Journal selection is one of the most consequential decisions in the publication process, and one of the most underestimated. Submitting to the wrong journal — whether because its scope does not match your work, its audience is not the right one, or its prestige level is misaligned with your contribution — wastes months of your time and contributes to editorial backlogs.
Start with Scope, Not Prestige
The first filter for journal selection should always be scope. Read the journal's aims and scope statement carefully, then look at the titles and abstracts of papers published in the past two years. Does your paper fit naturally into that collection? Would readers of this journal benefit from reading your work? If the answer to either question is uncertain, the journal may not be the right match — regardless of its impact factor.

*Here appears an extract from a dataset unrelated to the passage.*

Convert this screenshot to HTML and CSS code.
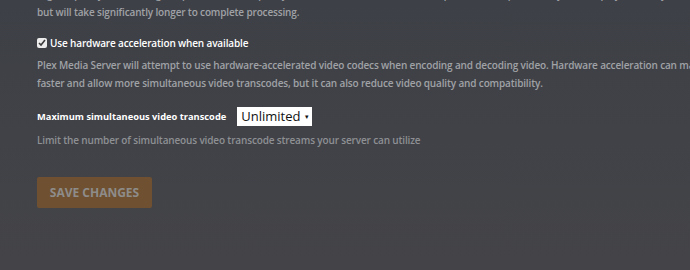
FILE: index.html
```html
<html lang="en">
<head>
    <meta charset="UTF-8">
    <title>Transcoder Settings</title>
    <link rel="stylesheet" href="styles.css">
</head>
<body>
    <div class="settings">

        <p class="help clipped">Higher quality transcoding will produce better quality video at the same bitrate, but requires a more powerful system to play smoothly,<br>
        but will take significantly longer to complete processing.</p>

        <div class="field first">
            <label class="check">
                <input type="checkbox" checked>
                <span>Use hardware acceleration when available</span>
            </label>
            <p class="help">Plex Media Server will attempt to use hardware-accelerated video codecs when encoding and decoding video. Hardware acceleration can make it<br>
            faster and allow more simultaneous video transcodes, but it can also reduce video quality and compatibility.</p>
        </div>

        <div class="field">
            <div class="row">
                <label class="name">Maximum simultaneous video transcode</label>
                <div class="select">Unlimited <span class="arrow">&#9662;</span></div>
            </div>
            <p class="help">Limit the number of simultaneous video transcode streams your server can utilize</p>
        </div>

        <button class="save">SAVE CHANGES</button>

    </div>
</body>
</html>
```

FILE: styles.css
```css
* {
    font-family: "Open Sans", sans-serif;
}

html, body {
    margin: 0;
    height: 100%;
    overflow: hidden;
}

body {
    background: #3f4247;
    background: linear-gradient(to bottom, #3d4046, #444448);
}

.settings {
    padding: 0 0 0 37px;
    width: 760px;
}

.help {
    margin: 0;
    font-size: 10px;
    font-weight: 600;
    letter-spacing: -0.15px;
    line-height: 18px;
    color: #a0a2a6;
    white-space: nowrap;
}

.clipped {
    margin-top: -15px;
}

.field {
    margin-top: 15px;
}

.field.first {
    margin-top: 13px;
}

.check {
    display: flex;
    align-items: center;
    color: #fff;
    font-size: 10px;
    font-weight: 600;
    letter-spacing: -0.15px;
    height: 18px;
}

.check input {
    margin: 0 3px 0 0;
    width: 10px;
    height: 10px;
    accent-color: #ececec;
}

.check + .help {
    margin-top: 4px;
}

.row {
    display: flex;
    align-items: center;
}

.name {
    color: #fff;
    font-size: 9.3px;
    font-weight: 700;
    margin-right: 11px;
}

.select {
    background: #fff;
    color: #111;
    font-size: 13px;
    height: 19px;
    line-height: 19px;
    padding: 0 3px 0 4px;
}

.arrow {
    font-size: 7px;
    vertical-align: 2px;
    margin-left: 1px;
}

.row + .help {
    margin-top: 5px;
    color: #8e9094;
}

.save {
    margin-top: 28px;
    width: 115px;
    height: 31px;
    background: #6f5131;
    color: #8e8c8a;
    border: none;
    border-radius: 2px;
    font-size: 12px;
    font-weight: 700;
    padding: 0;
}
```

Know Your Contribution Level
Journals exist on a spectrum from highly specialised disciplinary titles to broad interdisciplinary publications with very high selectivity. Be honest about where your contribution sits on this spectrum. A paper with solid, incremental findings is an appropriate submission for a specialist journal; it is not an appropriate submission for a top-tier generalist journal. Mismatched ambition leads to rejection on fit grounds before reviewers even evaluate the science.
Practical Checklist
- Does the journal cover your specific methodology and research area?

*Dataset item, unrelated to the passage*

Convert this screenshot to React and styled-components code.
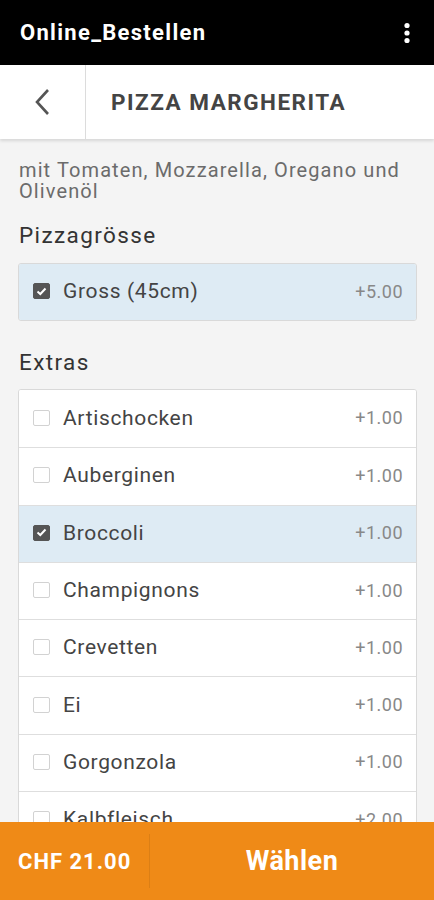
import React from "react"
import styled, { createGlobalStyle } from "styled-components"

const GlobalStyle = createGlobalStyle`
  html, body {
    margin: 0;
    padding: 0;
    background: #f4f4f4;
    font-family: Roboto, "Noto Sans", sans-serif;
  }
  * {
    box-sizing: border-box;
  }
`

const Screen = styled.div`
  display: flex;
  flex-direction: column;
  width: 434px;
  height: 900px;
  overflow: hidden;
  background: #f4f4f4;
`

const AppBar = styled.div`
  display: flex;
  align-items: center;
  justify-content: space-between;
  height: 65px;
  padding: 0 23px 0 20px;
  background: #000;
  color: #fff;
  flex-shrink: 0;
`

const AppTitle = styled.div`
  font-size: 22px;
  font-weight: 700;
  letter-spacing: 1.3px;
`

const Header = styled.div`
  display: flex;
  height: 74px;
  background: #fff;
  flex-shrink: 0;
  box-shadow: 0 2px 3px rgba(0, 0, 0, 0.12);
  position: relative;
  z-index: 1;
`

const BackButton = styled.div`
  display: flex;
  align-items: center;
  justify-content: center;
  width: 86px;
  border-right: 1px solid #dcdcdc;
  padding-right: 1px;
`

const PageTitle = styled.h1`
  margin: 0;
  display: flex;
  align-items: center;
  padding-left: 25px;
  font-size: 22.5px;
  font-weight: 700;
  color: #444;
  letter-spacing: 1.5px;
`

const Content = styled.div`
  flex: 1;
  overflow: hidden;
  padding: 21px 17px 0 18px;
`

const Description = styled.p`
  margin: 0 0 0 1px;
  font-size: 20px;
  line-height: 21px;
  letter-spacing: 1.1px;
  color: #6b6b6b;
`

const SectionTitle = styled.h2`
  margin: ${p => p.$top}px 0 ${p => p.$bottom}px 1px;
  font-size: 22.5px;
  font-weight: 400;
  color: #333;
  line-height: 26px;
  letter-spacing: 1.4px;
`

const OptionList = styled.div`
  border: 1px solid #d9d9d9;
  border-radius: 3px;
  background: #fff;
  overflow: hidden;
`

const Row = styled.div`
  display: flex;
  align-items: center;
  height: ${p => (p.$single ? 56 : 57.3)}px;
  padding: 0 13px 2px 14px;
  background: ${p => (p.$checked ? "#deebf4" : "#fff")};
  border-top: ${p => (p.$first ? "none" : "1px solid #dedede")};
`

const Box = styled.span`
  display: flex;
  align-items: center;
  justify-content: center;
  width: 17px;
  height: 16px;
  border-radius: 2px;
  border: 1px solid ${p => (p.$checked ? "#555" : "#d2d2d2")};
  background: ${p => (p.$checked ? "#555" : "#fff")};
  flex-shrink: 0;
`

const Label = styled.span`
  flex: 1;
  margin-left: 13px;
  font-size: 21px;
  letter-spacing: 0.65px;
  color: #444;
`

const Price = styled.span`
  font-size: 18px;
  letter-spacing: 0.5px;
  color: #888;
`

const BottomBar = styled.div`
  display: flex;
  height: 78px;
  background: #ef8a17;
  color: #fff;
  flex-shrink: 0;
`

const Total = styled.div`
  display: flex;
  align-items: center;
  width: 150px;
  padding-left: 18px;
  font-size: 22px;
  font-weight: 700;
  letter-spacing: 1px;
  border-right: 1px solid rgba(0, 0, 0, 0.08);
  margin: 12px 0;
`

const ChooseButton = styled.div`
  flex: 1;
  display: flex;
  align-items: center;
  justify-content: center;
  font-size: 27px;
  font-weight: 700;
  letter-spacing: 0.5px;
`

const Kebab = () => (
  <svg width="8" height="22" viewBox="0 0 8 22">
    <circle cx="4" cy="3.5" r="2.6" fill="#fff" />
    <circle cx="4" cy="11" r="2.6" fill="#fff" />
    <circle cx="4" cy="18.5" r="2.6" fill="#fff" />
  </svg>
)

const Chevron = () => (
  <svg width="18" height="28" viewBox="0 0 18 28">
    <path d="M15 2 L4 14 L15 26" fill="none" stroke="#555" strokeWidth="2.6" />
  </svg>
)

const Check = () => (
  <svg width="11" height="9" viewBox="0 0 11 9">
    <path d="M1.5 4.5 L4.3 7 L9.5 1.5" fill="none" stroke="#fff" strokeWidth="2" />
  </svg>
)

const Option = ({ label, price, checked, first, single }) => (
  <Row $checked={checked} $first={first} $single={single}>
    <Box $checked={checked}>{checked && <Check />}</Box>
    <Label>{label}</Label>
    <Price>{price}</Price>
  </Row>
)

const extras = [
  { label: "Artischocken", price: "+1.00" },
  { label: "Auberginen", price: "+1.00" },
  { label: "Broccoli", price: "+1.00", checked: true },
  { label: "Champignons", price: "+1.00" },
  { label: "Crevetten", price: "+1.00" },
  { label: "Ei", price: "+1.00" },
  { label: "Gorgonzola", price: "+1.00" },
  { label: "Kalbfleisch", price: "+2.00" },
]

export default function App() {
  return (
    <Screen>
      <GlobalStyle />
      <AppBar>
        <AppTitle>Online_Bestellen</AppTitle>
        <Kebab />
      </AppBar>
      <Header>
        <BackButton>
          <Chevron />
        </BackButton>
        <PageTitle>PIZZA MARGHERITA</PageTitle>
      </Header>
      <Content>
        <Description>mit Tomaten, Mozzarella, Oregano und Olivenöl</Description>
        <SectionTitle $top={20} $bottom={15}>Pizzagrösse</SectionTitle>
        <OptionList>
          <Option label="Gross (45cm)" price="+5.00" checked first single />
        </OptionList>
        <SectionTitle $top={28} $bottom={14}>Extras</SectionTitle>
        <OptionList>
          {extras.map((e, i) => (
            <Option key={e.label} {...e} first={i === 0} />
          ))}
        </OptionList>
      </Content>
      <BottomBar>
        <Total>CHF 21.00</Total>
        <ChooseButton>Wählen</ChooseButton>
      </BottomBar>
    </Screen>
  )
}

- Is it indexed in databases relevant to your field (PubMed, Scopus, Web of Science, DOAJ)?
- What is the typical time to first decision? Can you find this in the journal's editorial statistics?
- What are the APC and open access requirements? Are there waivers available?
- Does the journal have any requirements that make your paper ineligible (word count, format, data availability)?
Use Multiple Sources
Tools such as the Xpertia Journal Directory, journal recommendation engines, and your institution's librarian can all assist with selection. Do not rely solely on a recommendation algorithm — verify your shortlisted journals manually by reading recent issues.
Investing one to two hours in thorough journal selection before submission will more than pay for itself in avoided rejections, time saved, and a better match between your work and its intended readership.